Maybe the name “Jeans Cruz” doesn’t ring a bell.
After all, the 600 U.S. soldiers who participated in the operation to capture Saddam Hussein in December 2003 were never named publicly.
But Cruz, one of the special forces soldiers who literally pulled Hussein out of his underground hideout, was recognized by the military as a hero in the War on Terror for the role he played in ridding Iraq of its dictator.
Today, Cruz lives just around the corner from my old apartment in the South Bronx. He takes his son to school, comes home, and spends time reliving–and trying to ward off–the horrors of war. Many days, though, he fails, cutting or burning himself, and wondering when, exactly, his life fell apart.
Cruz– who like so many soldiers joined the military for its financial benefits, hoping to improve his lot in life– was honorably discharged from the military, fully expecting the benefits he’d been promised.

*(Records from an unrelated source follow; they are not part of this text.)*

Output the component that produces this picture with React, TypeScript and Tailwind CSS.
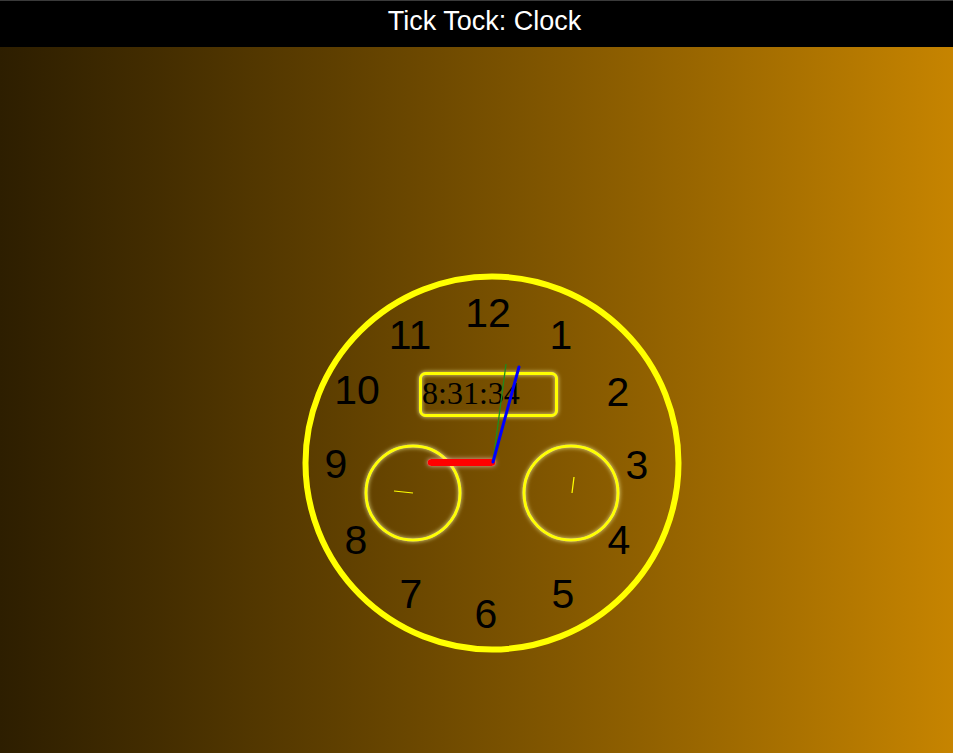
import React from 'react';

const NUMERALS: { n: string; x: number; y: number }[] = [
  { n: '12', x: 488, y: 312 },
  { n: '1', x: 561, y: 334 },
  { n: '2', x: 618, y: 391 },
  { n: '3', x: 637, y: 464 },
  { n: '4', x: 619, y: 539 },
  { n: '5', x: 563, y: 593 },
  { n: '6', x: 486, y: 613 },
  { n: '7', x: 411, y: 593 },
  { n: '8', x: 356, y: 539 },
  { n: '9', x: 336, y: 463 },
  { n: '10', x: 357, y: 389 },
  { n: '11', x: 410, y: 334 },
];

function ClockFace() {
  return (
    <svg width={400} height={400} viewBox="292 263 400 400" className="block">
      <defs>
        <filter id="glow" x="-30%" y="-30%" width="160%" height="160%">
          <feDropShadow dx="0" dy="0" stdDeviation="2" floodColor="#ffffa0" floodOpacity="0.9" />
        </filter>
        {/* horizontal line has a zero-height bbox, so use user space */}
        <filter id="glow-red" filterUnits="userSpaceOnUse" x="415" y="450" width="95" height="25">
          <feDropShadow dx="0" dy="0" stdDeviation="2.5" floodColor="#ffc8c8" floodOpacity="0.8" />
        </filter>
      </defs>

      {/* outer ring */}
      <circle cx={492} cy={463} r={186.5} fill="none" stroke="#ffff00" strokeWidth={6} />

      {/* hour numerals */}
      {NUMERALS.map((d) => (
        <text
          key={d.n}
          x={d.x}
          y={d.y + 15}
          textAnchor="middle"
          fontSize={41}
          fill="#000"
          style={{ fontFamily: '"Liberation Sans", Arial, sans-serif' }}
        >
          {d.n}
        </text>
      ))}

      {/* digital readout */}
      <rect x={420.5} y={373.5} width={136} height={42} rx={5} fill="none" stroke="#ffff00" strokeWidth={3} filter="url(#glow)" />
      <text x={422} y={404} fontSize={32} fill="#000" style={{ fontFamily: '"Liberation Serif", "Times New Roman", serif' }}>
        8:31:34
      </text>

      {/* sub dials */}
      <circle cx={413} cy={493} r={47} fill="none" stroke="#ffff00" strokeWidth={3} filter="url(#glow)" />
      <line x1={413} y1={493} x2={394} y2={491} stroke="#ffff00" strokeWidth={1.2} />
      <circle cx={571} cy={493} r={47} fill="none" stroke="#ffff00" strokeWidth={3} filter="url(#glow)" />
      <line x1={572} y1={493} x2={574} y2={477} stroke="#ffff00" strokeWidth={1.2} />

      {/* hands */}
      <line x1={431} y1={462.5} x2={492} y2={462.5} stroke="#ff0000" strokeWidth={7} strokeLinecap="round" filter="url(#glow-red)" />
      <line x1={493} y1={462} x2={506} y2={364} stroke="#1e8c1e" strokeWidth={1.3} />
      <line x1={493} y1={462} x2={519} y2={367} stroke="#0000ff" strokeWidth={3} strokeLinecap="round" />
    </svg>
  );
}

export default function App() {
  return (
    <div className="flex h-[753px] w-[953px] flex-col overflow-hidden">
      <header className="flex h-[47px] shrink-0 items-start justify-center border-t border-[#3a3a3a] bg-black pl-4 pt-[7px]">
        <h1 className="text-[27px] leading-none text-white [font-family:'Liberation_Sans',Arial,sans-serif]">
          Tick Tock: Clock
        </h1>
      </header>
      <main className="flex flex-1 bg-gradient-to-r from-[#2d1e00] to-[#c68400] pl-[292px] pt-[216px]">
        <ClockFace />
      </main>
    </div>
  );
}
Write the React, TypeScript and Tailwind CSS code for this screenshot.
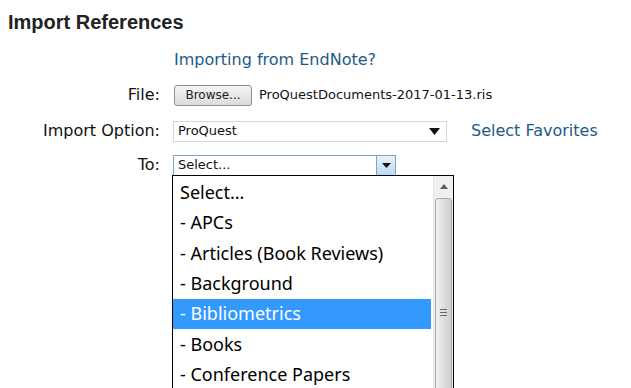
import React from "react";

const items = [
  "Select...",
  "- APCs",
  "- Articles (Book Reviews)",
  "- Background",
  "- Bibliometrics",
  "- Books",
  "- Conference Papers",
  "- Databases",
];

export default function App() {
  return (
    <div className="relative w-[631px] h-[388px] overflow-hidden bg-white">
      <h1 className="pl-[8px] pt-[9px] text-[20px] leading-[26px] font-bold text-[#222]" style={{ fontFamily: "'Liberation Sans', Arial, sans-serif" }}>
        Import References
      </h1>
      <div className="mt-[14px] pl-[174px] text-[16px] leading-[22px] text-[#1d5a86]" style={{ fontFamily: "'DejaVu Sans', Verdana, sans-serif" }}>
        Importing from EndNote?
      </div>
      <div className="mt-[13px] grid grid-cols-[160px_1fr] gap-x-[13px] items-center text-[#111]" style={{ fontFamily: "'DejaVu Sans', Verdana, sans-serif" }}>
        <div className="text-right text-[16px] leading-[22px]">File:</div>
        <div className="flex items-center">
          <div className="ml-[1px] w-[78px] h-[21px] flex items-center justify-center rounded-[3px] border border-[#8e8f8f] bg-gradient-to-b from-[#f4f4f4] to-[#dcdcdc] text-[12px] text-[#222]">
            Browse...
          </div>
          <span className="ml-[7px] text-[13px] text-[#111]">ProQuestDocuments-2017-01-13.ris</span>
        </div>

        <div className="mt-[14px] text-right text-[16px] leading-[22px]">Import Option:</div>
        <div className="mt-[14px] flex items-center">
          <div className="w-[274px] h-[21px] flex items-center justify-between border border-[#d7d7d7] bg-white pl-[4px] pr-[6px] text-[13px] text-[#111]">
            <span>ProQuest</span>
            <svg width="11" height="7" viewBox="0 0 11 7"><path d="M0 0h11L5.5 7z" fill="#111" /></svg>
          </div>
          <span className="ml-[24px] text-[16px] leading-[22px] text-[#1d5a86]">Select Favorites</span>
        </div>

        <div className="mt-[12px] text-right text-[16px] leading-[22px]">To:</div>
        <div className="mt-[12px] relative">
          <div className="w-[223px] h-[21px] flex items-stretch border border-[#7da2ce] bg-white text-[13px] text-[#111]">
            <span className="flex-1 pl-[4px] flex items-center">Select...</span>
            <span className="w-[19px] flex items-center justify-center border-l border-[#7da2ce] bg-gradient-to-b from-[#e8f3fc] to-[#b7dcf5]">
              <svg width="9" height="5" viewBox="0 0 9 5"><path d="M0 0h9L4.5 5z" fill="#111" /></svg>
            </span>
          </div>
          <div className="absolute left-[-1px] top-[20px] w-[282px] h-[240px] border border-black bg-white flex" style={{ fontFamily: "'Noto Sans', 'Open Sans', sans-serif" }}>
            <div className="flex-1 pt-[2px] pr-[2px]">
              {items.map((t, i) => (
                <div
                  key={t}
                  className={
                    i === 4
                      ? "h-[30.3px] pl-[7px] flex items-center text-[18px] bg-[#3399ff] text-white"
                      : "h-[30.3px] pl-[7px] flex items-center text-[18px] text-black"
                  }
                >
                  {t}
                </div>
              ))}
            </div>
            <div className="w-[20px] flex flex-col items-center bg-[#f0f0f0] border-l border-[#e6e6e6]">
              <div className="h-[21px] w-full flex items-center justify-center">
                <svg width="8" height="5" viewBox="0 0 8 5"><path d="M4 0L8 5H0z" fill="#606060" /></svg>
              </div>
              <div className="mt-[1px] w-[17px] flex-1 rounded-t-[3px] border border-[#a8a8a8] bg-gradient-to-r from-[#f2f2f2] via-[#dedede] to-[#cfcfcf] flex flex-col items-center">
                <div className="mt-[110px] flex flex-col gap-[2px]">
                  <div className="w-[7px] h-[1px] bg-[#6b6b6b]" />
                  <div className="w-[7px] h-[1px] bg-[#6b6b6b]" />
                  <div className="w-[7px] h-[1px] bg-[#6b6b6b]" />
                </div>
              </div>
            </div>
          </div>
        </div>
      </div>
    </div>
  );
}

But Cruz, like more than 20,000 other soldiers, was cut off from benefits, diagnosed by military doctors with Personality Disorder.
In the short film, Joshua Kors–investigative journalist for The Nation– explains Cruz isn’t the only soldier who was lauded as a hero, only to be told that he had a pre-existing psychiatric condition that now makes him ineligible for the benefits he desperately needs. 22,500 other soldiers have also been disenfranchised from care over the past six years.
The cost savings for the US government? 12.5 billion USD.
What makes the situation particularly problematic is the fact that the US military does a full psychiatric assessment of every new recruit– so even if 22,500 service members REALLY have personality disorder (a diagnosis that is rarely made anymore by civilian psychiatrists), why didn’t the military catch what it’s now claiming was a pre-existing problem in so many of its soldiers?
Kors wasn’t buying it, so he began investigating. And what he found has led to important changes in military policy. His full report can be read here.
As for Cruz, his struggle continues.